Results with 1 Billion rows
Instead of using 100 million rows, we'll finally run against the full 1 billion row dataset:
| Entry | Results |
|---|---|
| Java Baseline | 3:47 |
| Mine | 2:13 |
| Best competition entry | 0:16 |
We're about a minute faster than the Java baseline.
But we're nowhere close to the 16 second runtime of the best Java entry (or at least best as of the time of writing). That entry describes itself as:
Simple solution that memory maps the input file, then splits it into one segment per available core and uses sun.misc.Unsafe to directly access the mapped memory. Uses a long at a time when checking for collision.
It appears to be using sun.misc.Unsafe to mostly avoid overhead of using java.lang.String (which i'm not sure if it would break if weather stations could contain UTF-8 characters larger than one byte), a custom hash map implementation, a custom implementation of Java's Integer/parseInt, etc. Definitely an impressive runtime, but I almost wonder if it would make more sense to just use C++ with that approach.
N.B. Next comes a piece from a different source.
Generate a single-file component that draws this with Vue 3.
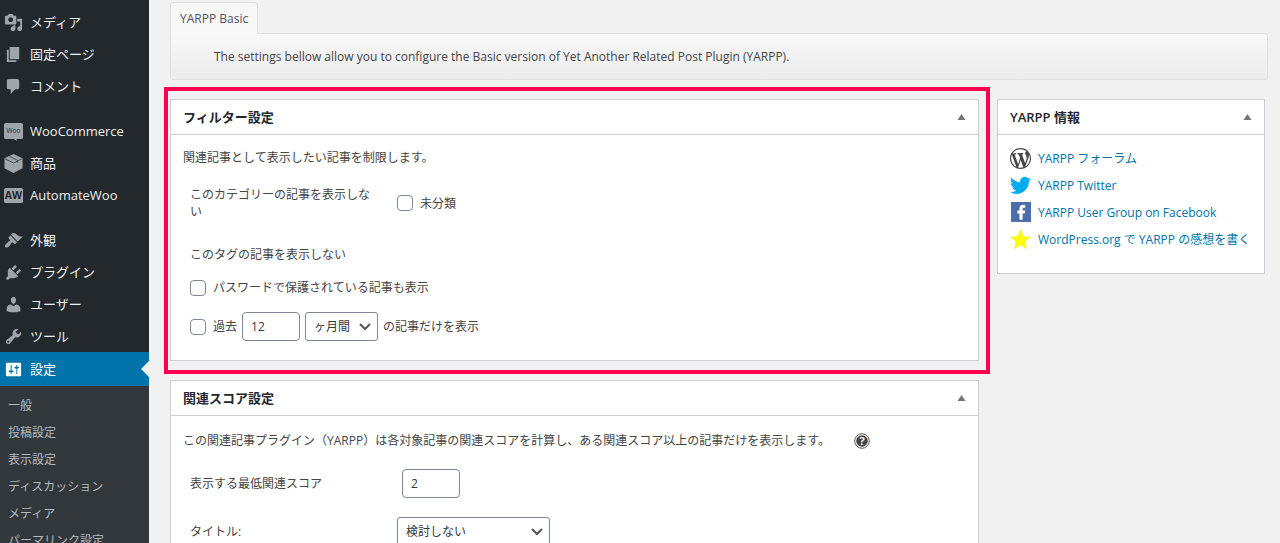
<script setup>
import { ref } from 'vue'

const menuGroups = [
  [
    { label: 'メディア', icon: 'path', d: 'M13 11V4c0-.55-.45-1-1-1h-1.67L9 1H5L3.67 3H2c-.55 0-1 .45-1 1v7c0 .55.45 1 1 1h10c.55 0 1-.45 1-1zM7 4.5c1.38 0 2.5 1.12 2.5 2.5S8.38 9.5 7 9.5 4.5 8.38 4.5 7 5.62 4.5 7 4.5zM14 6h5v10.5c0 1.38-1.12 2.5-2.5 2.5S14 17.88 14 16.5s1.12-2.5 2.5-2.5c.17 0 .34.02.5.05V9h-3V6zm-4 8.05V13h2v3.5c0 1.38-1.12 2.5-2.5 2.5S7 17.88 7 16.5 8.12 14 9.5 14c.17 0 .34.02.5.05z' },
    { label: '固定ページ', icon: 'path', d: 'M6 15V2h10v13H6zm-1 1h8v2H3V5h2v11z' },
    { label: 'コメント', icon: 'path', d: 'M5 2h9c1.1 0 2 .9 2 2v7c0 1.1-.9 2-2 2h-2l-5 5v-5H5c-1.1 0-2-.9-2-2V4c0-1.1.9-2 2-2z' }
  ],
  [
    { label: 'WooCommerce', icon: 'woo' },
    { label: '商品', icon: 'box' },
    { label: 'AutomateWoo', icon: 'aw' }
  ],
  [
    { label: '外観', icon: 'path', d: 'M14.48 11.06L7.41 3.99l1.5-1.5c.5-.56 2.3-.47 3.51.32 1.21.8 1.43 1.28 2.91 2.1 1.18.64 2.45 1.26 4.45.85zm-.71.71L6.7 4.7 4.93 6.47c-.39.39-.39 1.02 0 1.41l1.06 1.06c.39.39.39 1.03 0 1.42-.6.6-1.43 1.11-2.21 1.69-.35.26-.7.53-1.01.84C1.43 14.23.4 16.08 1.4 17.07c.99 1 2.84-.03 4.18-1.36.31-.31.58-.66.85-1.02.57-.78 1.08-1.61 1.69-2.21.39-.39 1.02-.39 1.41 0l1.06 1.06c.39.39 1.02.39 1.41 0z' },
    { label: 'プラグイン', icon: 'path', d: 'M13.11 4.36L9.87 7.6 8 5.73l3.24-3.24c.35-.34 1.05-.2 1.56.32.52.51.66 1.21.31 1.55zm-8 1.77l.91-1.12 9.01 9.01-1.19.84c-.71.71-2.63 1.16-3.82 1.16H6.14L4.9 17.26c-.59.59-1.54.59-2.12 0-.59-.58-.59-1.53 0-2.12l1.24-1.24v-3.88c0-1.13.4-3.19 1.09-3.89zm7.26 3.97l3.24-3.24c.34-.35 1.04-.21 1.55.31.52.51.66 1.21.31 1.55l-3.24 3.25z' },
    { label: 'ユーザー', icon: 'path', d: 'M10 9.25c-2.27 0-2.73-3.44-2.73-3.44C7 4.02 7.82 2 9.97 2c2.16 0 2.98 2.02 2.71 3.81 0 0-.41 3.44-2.68 3.44zm0 2.57L12.72 10c2.39 0 4.52 2.33 4.52 4.53v2.49s-3.65 1.13-7.24 1.13c-3.65 0-7.24-1.13-7.24-1.13v-2.49c0-2.25 1.94-4.48 4.47-4.48z' },
    { label: 'ツール', icon: 'path', d: 'M16.68 9.77c-1.34 1.34-3.3 1.67-4.95.99l-5.41 6.52c-.99.99-2.59.99-3.58 0s-.99-2.59 0-3.57l6.52-5.42c-.68-1.65-.35-3.61.99-4.95 1.28-1.28 3.12-1.62 4.72-1.06l-2.89 2.89 2.82 2.82 2.86-2.87c.53 1.58.18 3.39-1.08 4.65zM3.81 16.21c.4.39 1.04.39 1.43 0 .4-.4.4-1.04 0-1.43-.39-.4-1.03-.4-1.43 0-.39.39-.39 1.03 0 1.43z' },
    { label: '設定', icon: 'path', active: true, d: 'M18 16V4c0-.55-.45-1-1-1H3c-.55 0-1 .45-1 1v12c0 .55.45 1 1 1h14c.55 0 1-.45 1-1zM8 11h1c.55 0 1 .45 1 1s-.45 1-1 1H8v1.5c0 .28-.22.5-.5.5s-.5-.22-.5-.5V13H6c-.55 0-1-.45-1-1s.45-1 1-1h1V5.5c0-.28.22-.5.5-.5s.5.22.5.5V11zm5-2h-1c-.55 0-1-.45-1-1s.45-1 1-1h1V5.5c0-.28.22-.5.5-.5s.5.22.5.5V7h1c.55 0 1 .45 1 1s-.45 1-1 1h-1v5.5c0 .28-.22.5-.5.5s-.5-.22-.5-.5V9z' }
  ]
]

const submenu = ['一般', '投稿設定', '表示設定', 'ディスカッション', 'メディア', 'パーマリンク設定']

const infoLinks = [
  { label: 'YARPP フォーラム', icon: 'wordpress' },
  { label: 'YARPP Twitter', icon: 'twitter' },
  { label: 'YARPP User Group on Facebook', icon: 'facebook' },
  { label: 'WordPress.org で YARPP の感想を書く', icon: 'star' }
]

const months = ref('12')
const unit = ref('ヶ月間')
const threshold = ref('2')
const titleRule = ref('検討しない')
</script>

<template>
  <div class="admin">
    <nav class="sidebar" aria-label="メインメニュー">
      <ul v-for="(group, g) in menuGroups" :key="g" class="menu">
        <li v-for="item in group" :key="item.label">
          <a href="#" class="menu-link" :class="{ active: item.active }">
            <svg class="menu-icon" viewBox="0 0 20 20" aria-hidden="true">
              <path v-if="item.icon === 'path'" :d="item.d" />
              <template v-else-if="item.icon === 'woo'">
                <path d="M2 1h16a2 2 0 0 1 2 2v13a2 2 0 0 1-2 2h-5l1 2-4-2H2a2 2 0 0 1-2-2V3a2 2 0 0 1 2-2z" />
                <text x="10" y="12" class="woo-text">Woo</text>
              </template>
              <template v-else-if="item.icon === 'box'">
                <path d="M10 0l9.500 4.500v10.500L10 20 .5 15V4.500z" />
                <path class="cut" d="M1 5l9 4.500L19 5M6 2.500l8.500 4.300v2.700" />
              </template>
              <template v-else>
                <rect x="0" y="2" width="20" height="16" rx="2" />
                <text x="10" y="14" class="aw-text">AW</text>
              </template>
            </svg>
            <span>{{ item.label }}</span>
          </a>
        </li>
      </ul>
      <ul class="submenu">
        <li v-for="label in submenu" :key="label"><a href="#">{{ label }}</a></li>
      </ul>
    </nav>

    <main class="content">
      <div class="tabs"><a href="#" class="tab">YARPP Basic</a></div>
      <p class="tab-panel">The settings bellow allow you to configure the Basic version of Yet Another Related Post Plugin (YARPP).</p>

      <div class="columns">
        <div class="primary">
          <section class="postbox highlighted">
            <header class="box-head">
              <h2>フィルター設定</h2>
              <button type="button" class="toggle" aria-label="フィルター設定を切り替え">
                <svg viewBox="0 0 8 6"><path d="M4 0l4 6H0z" /></svg>
              </button>
            </header>
            <div class="box-body">
              <p class="intro">関連記事として表示したい記事を制限します。</p>
              <div class="row category">
                <span id="category-label" class="row-label">このカテゴリーの記事を表示しない</span>
                <label class="check" aria-describedby="category-label"><input type="checkbox"><span>未分類</span></label>
              </div>
              <div class="row tag"><span class="row-label">このタグの記事を表示しない</span></div>
              <label class="check password"><input type="checkbox"><span>パスワードで保護されている記事も表示</span></label>
              <div class="recent">
                <label class="check"><input type="checkbox"><span>過去</span></label>
                <input v-model="months" type="text" class="field" aria-label="期間">
                <span class="select unit">
                  <select v-model="unit" aria-label="期間の単位">
                    <option>日間</option><option>週間</option><option>ヶ月間</option>
                  </select>
                  <svg viewBox="0 0 12 8" aria-hidden="true"><path d="M1 1l5 5 5-5" /></svg>
                </span>
                <span>の記事だけを表示</span>
              </div>
            </div>
          </section>

          <section class="postbox">
            <header class="box-head">
              <h2>関連スコア設定</h2>
              <button type="button" class="toggle" aria-label="関連スコア設定を切り替え">
                <svg viewBox="0 0 8 6"><path d="M4 0l4 6H0z" /></svg>
              </button>
            </header>
            <div class="box-body relatedness">
              <p class="intro score">
                この関連記事プラグイン（YARPP）は各対象記事の関連スコアを計算し、ある関連スコア以上の記事だけを表示します。
                <svg class="help" viewBox="0 0 16 16" aria-hidden="true">
                  <circle cx="8" cy="8" r="7.300" fill="#fff" stroke="#555" />
                  <circle cx="8" cy="8" r="5.800" fill="#444" />
                  <text x="8" y="12">?</text>
                </svg>
              </p>
              <div class="row threshold">
                <label class="row-label" for="threshold">表示する最低関連スコア</label>
                <input id="threshold" v-model="threshold" type="text" class="field">
              </div>
              <div class="row">
                <label class="row-label" for="title-rule">タイトル:</label>
                <span class="select rule">
                  <select id="title-rule" v-model="titleRule">
                    <option>検討しない</option><option>検討する</option>
                  </select>
                  <svg viewBox="0 0 12 8" aria-hidden="true"><path d="M1 1l5 5 5-5" /></svg>
                </span>
              </div>
            </div>
          </section>
        </div>

        <aside class="postbox info">
          <header class="box-head">
            <h2>YARPP 情報</h2>
            <button type="button" class="toggle" aria-label="YARPP 情報を切り替え">
              <svg viewBox="0 0 8 6"><path d="M4 0l4 6H0z" /></svg>
            </button>
          </header>
          <ul class="links">
            <li v-for="link in infoLinks" :key="link.label">
              <a href="#">
                <svg v-if="link.icon === 'wordpress'" viewBox="0 0 20 20" fill="#464646" aria-hidden="true"><path d="M20 10c0-5.510-4.490-10-10-10C4.480 0 0 4.490 0 10c0 5.520 4.480 10 10 10 5.510 0 10-4.480 10-10zM7.780 15.370L4.370 6.220c.55-.02 1.170-.08 1.170-.08.5-.06.44-1.130-.06-1.110 0 0-1.450.11-2.370.11-.18 0-.37 0-.58-.01C4.120 2.690 6.870 1.110 10 1.110c2.330 0 4.450.87 6.050 2.340-.68-.11-1.650.39-1.650 1.580 0 .74.45 1.360.9 2.100.35.61.55 1.360.55 2.460 0 1.490-1.400 5-1.400 5l-3.030-8.370c.54-.02.82-.17.82-.17.5-.05.44-1.250-.06-1.220 0 0-1.440.12-2.380.12-.87 0-2.330-.12-2.330-.12-.5-.03-.56 1.200-.06 1.220l.92.08 1.260 3.410zM17.410 10c.24-.64.74-1.870.43-4.250.7 1.290 1.050 2.710 1.050 4.250 0 3.290-1.730 6.240-4.400 7.780.97-2.590 1.940-5.200 2.920-7.780zM6.100 18.090C3.120 16.650 1.110 13.530 1.110 10c0-1.300.23-2.480.72-3.590C3.250 10.300 4.670 14.200 6.100 18.090zm4.030-6.630l2.580 6.980c-.86.29-1.760.45-2.710.45-.79 0-1.570-.11-2.290-.33.81-2.380 1.620-4.740 2.420-7.100z" /></svg>
                <svg v-else-if="link.icon === 'twitter'" viewBox="0 0 24 24" fill="#00aced" aria-hidden="true"><path d="M23.953 4.570a10 10 0 01-2.825.775 4.958 4.958 0 002.163-2.723c-.951.555-2.005.959-3.127 1.184a4.920 4.920 0 00-8.384 4.482C7.690 8.095 4.067 6.130 1.640 3.162a4.822 4.822 0 00-.666 2.475c0 1.710.87 3.213 2.188 4.096a4.904 4.904 0 01-2.228-.616v.06a4.923 4.923 0 003.946 4.827 4.996 4.996 0 01-2.212.085 4.936 4.936 0 004.604 3.417 9.867 9.867 0 01-6.102 2.105c-.39 0-.779-.023-1.170-.067a13.995 13.995 0 007.557 2.209c9.053 0 13.998-7.496 13.998-13.985 0-.21 0-.42-.015-.63A9.935 9.935 0 0024 4.590z" /></svg>
                <svg v-else-if="link.icon === 'facebook'" viewBox="0 0 20 20" aria-hidden="true"><rect x="1" width="19" height="19" fill="#4a6ea9" /><path d="M9 17v-6H7V8h2V6c0-2.500 1.500-3.500 4-3.500h1.500v3H13C12.300 5.500 12 6 12 6.500V8h2.500l-.4 3H12v6z" fill="#fff" /></svg>
                <svg v-else viewBox="0 0 20 20" fill="#ff0" stroke="#eee84a" stroke-width=".5" aria-hidden="true"><path d="M10 .7l2.600 6.500 7 .4-5.400 4.400 1.800 6.900-6-3.800-6 3.800 1.800-6.900L.4 7.600l7-.4z" /></svg>
                <span>{{ link.label }}</span>
              </a>
            </li>
          </ul>
        </aside>
      </div>
    </main>
  </div>
</template>

<style>
body {
  background: #f1f1f1;
}
</style>

<style scoped>
* {
  box-sizing: border-box;
}
.admin {
  display: flex;
  height: 100vh;
  overflow: hidden;
  background: #f1f1f1;
  color: #444;
  font: 12px/17px "Open Sans", "Noto Sans CJK JP", sans-serif;
}
ul, p, h2 {
  margin: 0;
  padding: 0;
  list-style: none;
}
a {
  text-decoration: none;
}
input, select, button {
  margin: 0;
  font: inherit;
}

.sidebar {
  flex: 0 0 149px;
  padding-top: 6px;
  background: #23282d;
}
.menu + .menu {
  margin-top: 13px;
}
.menu-link {
  position: relative;
  display: flex;
  align-items: center;
  gap: 7px;
  height: 32px;
  padding-left: 4px;
  color: #eee;
  font-size: 13px;
}
.menu-icon {
  width: 19px;
  height: 19px;
  fill: #a0a5aa;
}
.menu-icon text {
  fill: #23282d;
  text-anchor: middle;
  font-family: "Open Sans", sans-serif;
}
.woo-text {
  font-size: 7px;
}
.aw-text {
  font-size: 11px;
  font-weight: 700;
}
.menu-icon .cut {
  fill: none;
  stroke: #23282d;
  stroke-width: 0.7;
}
.menu-link.active {
  height: 34px;
  background: #0073aa;
  color: #fff;
}
.menu-link.active .menu-icon {
  fill: #fff;
}
.menu-link.active::after {
  content: "";
  position: absolute;
  top: 9px;
  right: 0;
  border: 8px solid transparent;
  border-left-width: 0;
  border-right-color: #f1f1f1;
}
.submenu {
  padding: 6px 0 8px;
  background: #32373c;
}
.submenu a {
  display: block;
  padding-left: 8px;
  color: #b4b9be;
  line-height: 27px;
}

.content {
  flex: 1;
  min-width: 0;
  padding: 2px 12px 0 21px;
}
.tabs {
  display: flex;
}
.tab {
  z-index: 1;
  margin-bottom: -1px;
  padding: 7px 9px;
  border: 1px solid #dfdfdf;
  border-bottom: 0;
  border-radius: 4px 4px 0 0;
  background: #f8f8f8;
  color: #555;
}
.tab-panel {
  padding: 14px 43px;
  border: 1px solid #dfdfdf;
  border-radius: 0 3px 3px 3px;
  background: linear-gradient(#f8f8f8, #ececec);
}
.columns {
  display: flex;
  align-items: flex-start;
  gap: 18px;
  margin: 19px 3px 0 0;
}
.primary {
  flex: 1;
  display: flex;
  flex-direction: column;
  gap: 19px;
  min-width: 0;
}
.postbox {
  position: relative;
  border: 1px solid #ccd0d4;
  background: #fff;
}
.highlighted::after {
  content: "";
  position: absolute;
  inset: -13px -12px -14px -7px;
  border: 4px solid #ff0050;
  pointer-events: none;
}
.box-head {
  display: flex;
  align-items: center;
  justify-content: space-between;
  height: 35px;
  padding: 0 12px;
  border-bottom: 1px solid #ccd0d4;
}
h2 {
  color: #23282d;
  font-size: 13px;
  font-weight: 600;
}
.toggle {
  display: flex;
  padding: 0;
  border: 0;
  background: none;
}
.toggle svg {
  width: 9px;
  height: 6px;
  fill: #72777c;
}
.box-body {
  padding: 14px 12px 19px;
}
.box-body.relatedness {
  padding-top: 16px;
}
.row {
  display: grid;
  grid-template-columns: 190px 1fr;
  gap: 17px;
  padding-left: 7px;
}
.category {
  margin-top: 20px;
}
.tag {
  margin-top: 26px;
}
.check {
  display: flex;
  align-items: center;
  gap: 7px;
}
.check input {
  appearance: none;
  width: 16px;
  height: 16px;
  border: 1px solid #7e8993;
  border-radius: 4px;
  background: #fff;
}
.check input:checked {
  background: #0073aa;
}
.category .check {
  align-self: center;
}
.password {
  margin: 16px 0 0 7px;
}
.recent {
  display: flex;
  align-items: center;
  gap: 5px;
  margin: 16px 0 0 7px;
}
.field {
  width: 58px;
  height: 29px;
  padding: 0 8px;
  border: 1px solid #7e8993;
  border-radius: 4px;
  background: #fff;
  color: #32373c;
}
.select {
  position: relative;
  display: block;
}
.select select {
  appearance: none;
  width: 100%;
  height: 29px;
  padding: 0 8px;
  border: 1px solid #7e8993;
  border-radius: 3px;
  background: #fff;
  color: #32373c;
}
.select svg {
  position: absolute;
  top: 11px;
  right: 7px;
  width: 12px;
  height: 8px;
  fill: none;
  stroke: #555;
  stroke-width: 2;
  pointer-events: none;
}
.unit {
  width: 73px;
}
.rule {
  width: 153px;
}
.score {
  display: flex;
  align-items: center;
  gap: 24px;
}
.help {
  width: 16px;
  height: 16px;
}
.help text {
  fill: #fff;
  font: 700 11px "Open Sans", sans-serif;
  text-anchor: middle;
}
.threshold {
  margin: 20px 0 19px;
}
.threshold .field {
  margin-left: 5px;
}
.threshold, .threshold + .row {
  align-items: center;
}

.info {
  flex: 0 0 268px;
}
.links {
  padding: 10px 12px 20px;
}
.links a {
  display: flex;
  align-items: center;
  gap: 7px;
  height: 27px;
  color: #0073aa;
}
.links svg {
  width: 21px;
  height: 21px;
}
</style>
Though there are some other interesting entries that are fast and don't use sun.misc.Unsafe like this one that uses the jdk.incubator.vector package to take advantage of Single Instruction Multiple Data (SIMD) parallelism.
Next steps
There are a number of optimizations I could look at to try to get a better time. Looking at a flame graph I think there is a good amount of overhead in the iota code that could be bypassed with a custom solution memory mapping the file into a number of chunks equivalent to the number of processors, but ultimately i'm pretty happy with what I came up with over the course of a Saturday afternoon and probably will call it here.